San Diego representatives with diverse concerns criticized President Obama's announcement Wednesday to withdraw troops from Afghanistan.
Congressmembers from San Diego and Imperial County each expressed their concerns with the plan and the public’s response to the plan, which will remove 33,000 U.S. troops from Afghanistan by next summer.
“Starting next month, we will be able to remove 10,000 of our troops from Afghanistan by the end of this year, and we will bring home a total of 33,000 troops by next summer, fully recovering the surge I announced at West Point,” Obama announced in Wednesday’s speech.
Congressmembers in San Diego either want the troops to stay, leave or develop better strategy.
Rep. Brian Bilbray, a Republican, said he thinks troops should stay, and that a drawback would threaten U.S. national security.
“I remain concerned that the progress our brave men and women in uniform have made in Afghanistan over the last eighteen months is fragile and reversible,” Bilbray said in a statement, “and that we leave U.S. government civilians working across the country vulnerable in the absence of troop support.”

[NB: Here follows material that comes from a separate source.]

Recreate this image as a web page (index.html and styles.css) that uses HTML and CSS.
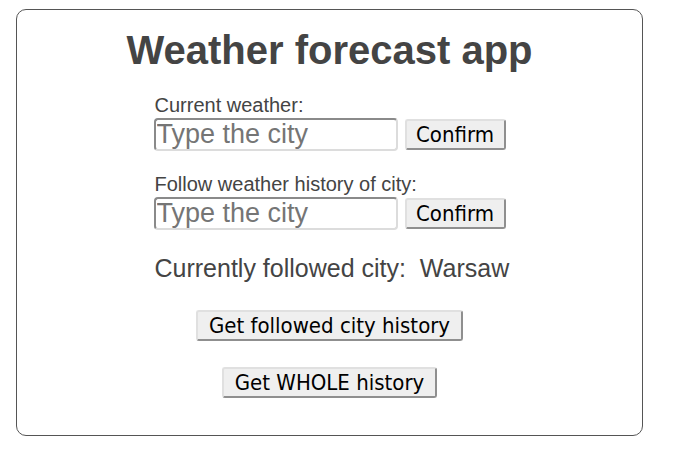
FILE: index.html
```html
<!DOCTYPE html>
<html>
<head>
<meta charset="utf-8">
<link rel="stylesheet" href="styles.css">
</head>
<body>
<div class="card">
  <h1 class="title">Weather forecast app</h1>
  <div class="form">
    <div class="field">
      <label class="label">Current weather:</label>
      <div class="row">
        <input class="city" type="text" placeholder="Type the city">
        <button class="btn">Confirm</button>
      </div>
    </div>
    <div class="field">
      <label class="label">Follow weather history of city:</label>
      <div class="row">
        <input class="city" type="text" placeholder="Type the city">
        <button class="btn">Confirm</button>
      </div>
    </div>
    <div class="followed">Currently followed city:&nbsp; Warsaw</div>
  </div>
  <div class="actions">
    <button class="btn">Get followed city history</button>
    <button class="btn">Get WHOLE history</button>
  </div>
</div>
</body>
</html>
```
FILE: styles.css
```css
body {
  margin: 9px 0 0 16px;
  font-family: "Liberation Sans", Arial, sans-serif;
  color: #444;
  background: #fff;
}
.card {
  box-sizing: border-box;
  width: 627px;
  height: 427px;
  border: 1px solid #555;
  border-radius: 10px;
  padding-top: 17px;
  display: flex;
  flex-direction: column;
  align-items: center;
}
.title {
  margin: 0;
  font-size: 40px;
  line-height: 46px;
  font-weight: bold;
  color: #444;
}
.form {
  width: 352px;
  margin-top: 19px;
  display: flex;
  flex-direction: column;
}
.field {
  display: flex;
  flex-direction: column;
  margin-bottom: 20px;
}
.label {
  font-size: 20px;
  line-height: 26px;
  color: #444;
  padding-left: 1px;
  white-space: nowrap;
}
.row {
  display: flex;
  align-items: center;
  gap: 7px;
}
.city {
  box-sizing: border-box;
  width: 244px;
  height: 33px;
  margin: 0;
  padding: 0 1px;
  border: 2px solid;
  border-color: #8a8a8a #dcdcdc #dcdcdc #8a8a8a;
  border-radius: 4px;
  font-family: "Liberation Sans", Arial, sans-serif;
  font-size: 27px;
  color: #222;
  background: #fff;
}
.city::placeholder {
  color: #757575;
}
.btn {
  box-sizing: border-box;
  height: 31px;
  margin: 0;
  padding: 0 11px;
  border: 2px solid;
  border-color: #e0e0e0 #8f8f8f #8f8f8f #e0e0e0;
  border-radius: 3px;
  background: #efefef;
  font-family: "DejaVu Sans", Tahoma, sans-serif;
  font-stretch: condensed;
  font-size: 22px;
  color: #000;
}
.row .btn {
  width: 102px;
  padding: 0;
}
.followed {
  margin-top: 3px;
  font-size: 25px;
  line-height: 30px;
  color: #444;
  white-space: nowrap;
  padding-left: 1px;
}
.actions {
  display: flex;
  flex-direction: column;
  align-items: center;
  gap: 26px;
  margin-top: 27px;
}
```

On the other hand, Rep. Bob Filner, a Democrat, wants troops to leave. He said in a statement that he is disappointed with Obama’s plan because it doesn’t bring enough troops home soon enough.
“It is time to accelerate the transfer of security responsibilities to the Government of Afghanistan and to make a more significant and sizable reduction of the U.S. military footprint there,” Filner said.
Rep. Darrell Issa, a Republican, urged the president to focus on matters within Afghani government.
“President Obama could do far more to advance our ultimate success and timely return of our forces by engaging President Karzai to root out corruption in the Kabul government,” Issa said.
Republican Congressman Duncan Hunter and Democrat Congresswoman Susan Davis both emphasized strategy over numbers.
Hunter pointed out the necessity of a renewed strategy concurrent with the drawback.
“Drawing down troop levels in Afghanistan is the right call but, without a change of strategy, shifting away from nation building and putting greater emphasis on counterterrorism operations, progress will remain slow and current mission objectives will be more difficult to meet,” Hunter said.
Davis said that although she is not critical of the drawback plan itself, she is concerned that people are too concerned about hard numbers, and not focused on strategic planning.
“We should not be focused solely on the number of troops withdrawn, but instead on how the remaining troops are utilized,” Davis said in a statement. “Our presence must reflect an understanding of gains realized and work to be done in assuring a smooth transition to Afghan security forces.